Development of species-based, regional emission capacities for simulation of biogenic volatile organic compound emissions in land-surface models: An example from Texas, USA

Abstract

This paper introduces a method to incorporate species-based variation of the emission of biogenic volatile organic compounds (BVOCs) into regional climate and weather models. We convert a species-based land-cover database for Texas into a database compatible with the community land model (CLM) and a database compatible with the Noah land-surface model (LSM). We link the LSM-compatible land-cover databases to the original species-based data set as a means to derive region-specific BVOC emission capacities for each plant functional type (in the CLM database) and for each land-cover type (in the Noah database). The spatial distribution of inherent BVOC flux (defined as the product of the BVOC emission capacity and the leaf biomass density) derived using the Texas-specific BVOC emission capacities is well correlated with the spatial distribution of inherent BVOC flux calculated using the original species data ( r = 0.8 9 ). The mean absolute error for the emission-capacity-derived inherent flux distribution is an order of magnitude lower than the statewide range of inherent fluxes. The ground-referenced land-cover databases derived here are likely more accurate than their satellite-derived counterparts; they can be used for a variety of regional model simulations in Texas.

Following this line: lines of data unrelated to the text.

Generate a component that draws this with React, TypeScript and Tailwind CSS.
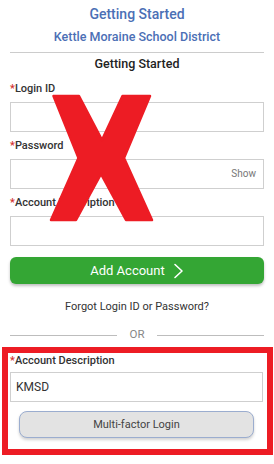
import React from "react";

function Label({ text }: { text: string }) {
  return (
    <div className="h-[16px] leading-[16px] text-[11px] font-medium text-[#333333]">
      <span className="text-[#d32f2f]">*</span>
      {text}
    </div>
  );
}

export default function App() {
  return (
    <div
      className="relative w-[274px] h-[464px] bg-white overflow-hidden"
      style={{ fontFamily: "Roboto, 'Liberation Sans', sans-serif" }}
    >
      <div className="flex flex-col px-[10px]">
        <div className="mt-[4px] h-[20px] leading-[20px] text-center text-[14px] font-medium text-[#4b6fb5]">
          Getting Started
        </div>
        <div className="mt-[4px] h-[18px] leading-[18px] text-center text-[12.5px] font-medium text-[#4b6fb5]">
          Kettle Moraine School District
        </div>
        <div className="mt-[6px] h-px bg-[#cccccc]" />
        <div className="mt-[2px] h-[18px] leading-[18px] text-center text-[12.5px] font-medium text-[#222222]">
          Getting Started
        </div>

        <div className="mt-[8px]">
          <Label text="Login ID" />
        </div>
        <div className="mt-[5px] h-[30px] border border-[#cfcfcf] bg-white" />

        <div className="mt-[6px]">
          <Label text="Password" />
        </div>
        <div className="mt-[5px] h-[30px] border border-[#cfcfcf] bg-white flex items-center justify-end pr-[7px]">
          <span className="text-[10px] text-[#777777] leading-none">Show</span>
        </div>

        <div className="mt-[6px]">
          <Label text="Account Description" />
        </div>
        <div className="mt-[5px] h-[30px] border border-[#cfcfcf] bg-white" />

        <div className="mt-[11px] h-[27px] rounded-[6px] bg-[#34a634] shadow-[0_2px_3px_rgba(0,0,0,0.25)] flex items-center justify-center gap-[8px]">
          <span className="text-[13px] text-white leading-none">Add Account</span>
          <svg width="11" height="16" viewBox="0 0 11 16" fill="none">
            <path d="M2 1.5 L9 8 L2 14.5" stroke="white" strokeWidth="1.6" strokeLinecap="round" strokeLinejoin="round" />
          </svg>
        </div>

        <div className="mt-[15px] h-[16px] leading-[16px] text-center text-[11px] text-[#333333]">
          Forgot Login ID or Password?
        </div>

        <div className="mt-[12px] h-[16px] flex items-center">
          <div className="flex-1 h-px bg-[#bdbdbd]" />
          <span className="w-[40px] text-center text-[11.5px] text-[#888888] leading-none">OR</span>
          <div className="flex-1 h-px bg-[#bdbdbd]" />
        </div>

        <div className="-ml-[8px] mt-[4px] w-[271px] h-[108px] border-[6px] border-[#ed1c24] pl-[2px] flex flex-col">
          <div className="w-[253px]">
            <Label text="Account Description" />
          </div>
          <div className="mt-[3px] w-[253px] h-[30px] border border-[#cfcfcf] bg-white flex items-center pl-[5px]">
            <span className="text-[12px] text-[#333333] leading-none">KMSD</span>
          </div>
          <div className="w-[253px] flex justify-center">
            <div className="mt-[9px] w-[235px] h-[27px] rounded-[8px] bg-[#e3e3e3] border border-[#9badcf] shadow-[0_2px_3px_rgba(0,0,0,0.18)] flex items-center justify-center">
              <span className="text-[11px] text-[#444444] leading-none">Multi-factor Login</span>
            </div>
          </div>
        </div>
      </div>

      <svg
        className="absolute left-0 top-0 pointer-events-none"
        width="274"
        height="464"
        viewBox="0 0 274 464"
      >
        <polygon
          points="53.5,96 79,96 102,140 122.5,96 150,96 124,158 152,220 126,220 101,174 76,220 51,220 78.5,158"
          fill="#ed1c24"
          stroke="#ed1c24"
          strokeWidth="2.5"
          strokeLinejoin="round"
        />
      </svg>
    </div>
  );
}
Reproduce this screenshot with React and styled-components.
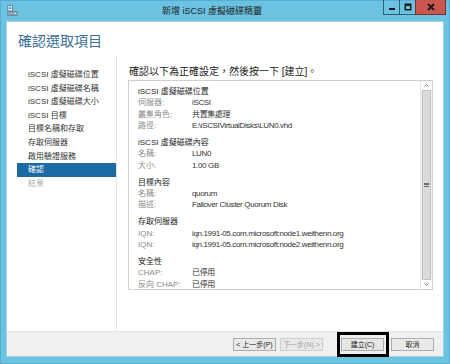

The inherent BVOC flux distributions derived using region-specific BVOC emission capacities are more consistent with observations than the BVOC flux distribution derived using the CLM3 standard BVOC emission capacities, which are top-down estimates based on the literature. When used in conjunction with detailed land-cover data sets, region-specific BVOC emission capacities produce reasonably accurate inherent BVOC fluxes.